John H. Supplee

The ART of Attracting and Retaining Talent

In the days before the Occupational Safety and Health Administration, industrial laundries could be hellish places. Prison-hardened individuals were often hired to run the large commercial machines in hot and wet environments, and in a plant in Toledo, Ohio, at 22 years old, John Supplee was tasked with overseeing them. “It was a real eye-opener for a young middle-class kid,” he remembers today. “I broke up fights, administered first aid to people as they died, and lived through an explosion. I learned a lot through making every conceivable mistake an inexperienced supervisor can make.”

There, amidst the grit and grime, John had an epiphany that would change the course of the rest of his life. “I realized that everything gets done through people,” he says. “Everything from industrial laundry, to financial services, to restaurants, to IT consulting—it all gets done through people. It was this ‘aha’ moment when the light bulb in my head went on.” Working his way through college at the time, he promptly switched his major from ministry to human resources, the line of work to which he has since dedicated fifty years of his life.

It was several years later, while working on his master’s thesis, when John came across a quote that distilled his ideas perfectly. “All the activities of any enterprise are initiated and determined by the persons who make up that institution,” he says, quoting behavioral scientist Rensis Likert. “Of all the tasks of management, managing the human component is the central and most important task, because all else depends on how well it is done.” Now the founder and Managing Director of The Supplee Group, LLC, a human resource consulting firm, John has mastered the art of managing the human component, so that all else undertaken by his clients can be done with excellence.

John founded The Supplee Group in 1999 when his employing company was sold and he confronted the question, “What do I do now?” While on vacation the following week, he pulled out his laptop and wrote a few case studies around a methodology he had been working on for several years, ART—Attracting and Retaining Talent. “Operating on the idea that attracting and retaining talent is an ART, it took me ten days to form the company,” he reflects. “I drew on my experience at some of the nation’s top consulting firms to draft my business plan, and I’ve never looked back.”

Employing a model used at other premier consulting firms, The Supplee Group carries virtually no overhead because its team is 1099 subcontractors that get paid when they’re billable. This organizational design allows them to provide expert, senior-level expertise to solve the problems of their clients, which typically don’t require that expertise every working hour of every working day. “Our clients, big and small, tell me that the model is perfect—a cost-effective solution that provides them access to top talent they wouldn’t otherwise have,” John says. “I’ve crafted a company whose business is driven by HR expertise to help our clients find the right people with the right skills at the right time, where most other HR consulting organizations are compliance or personnel policy police. My goal is for our people to use their specialized knowledge to drive the business of our clients and populate their business plans.”

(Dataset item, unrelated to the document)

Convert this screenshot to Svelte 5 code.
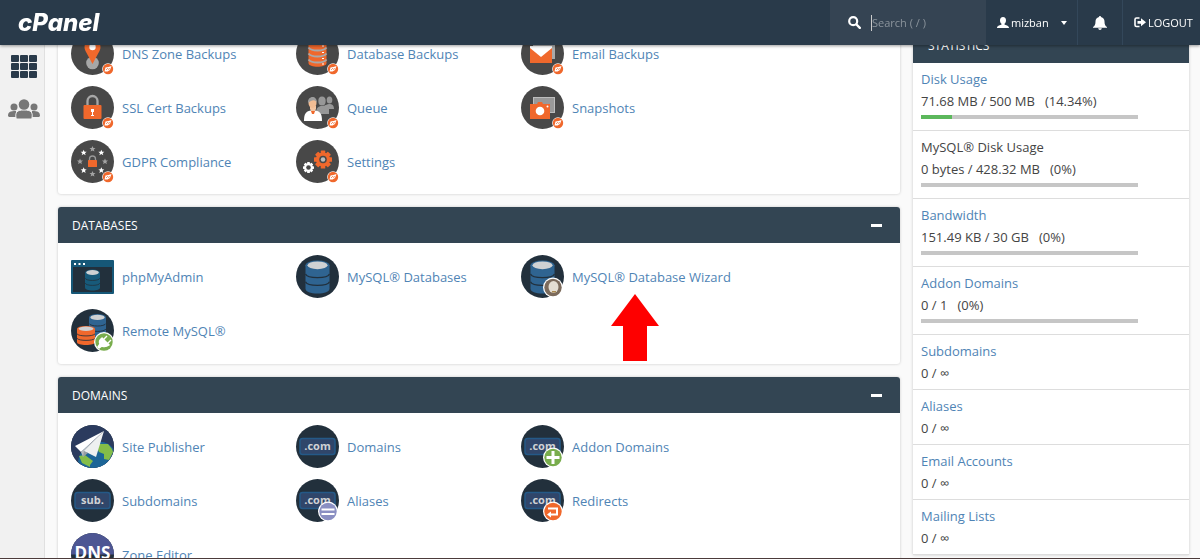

The Supplee Group has grown into the practice segments of training and development, compensation and benefits, executive search, HR strategy, recruiting, and outsourced HR services. Its team serves client companies as small as fifteen employees, and as large as 65,000 employees. And though their work spans the globe, the company’s location in the DC area has attracted clients primarily in the technology, professional services, defense, intelligence, and international economic development consulting sectors. “At their core, the people issues of a federal contractor servicing the CIA are no different from the people issues of an IT contractor implementing a system for Marriott,” John points out. “Some of the metrics and rules are different, but the people issues are the same. And across all these different clients, truly excellent HR is more of an ART than a science. There’s an art to designing compensation structures, just like there’s an art to senior level recruitment, and The Supplee Group is a team of artists.”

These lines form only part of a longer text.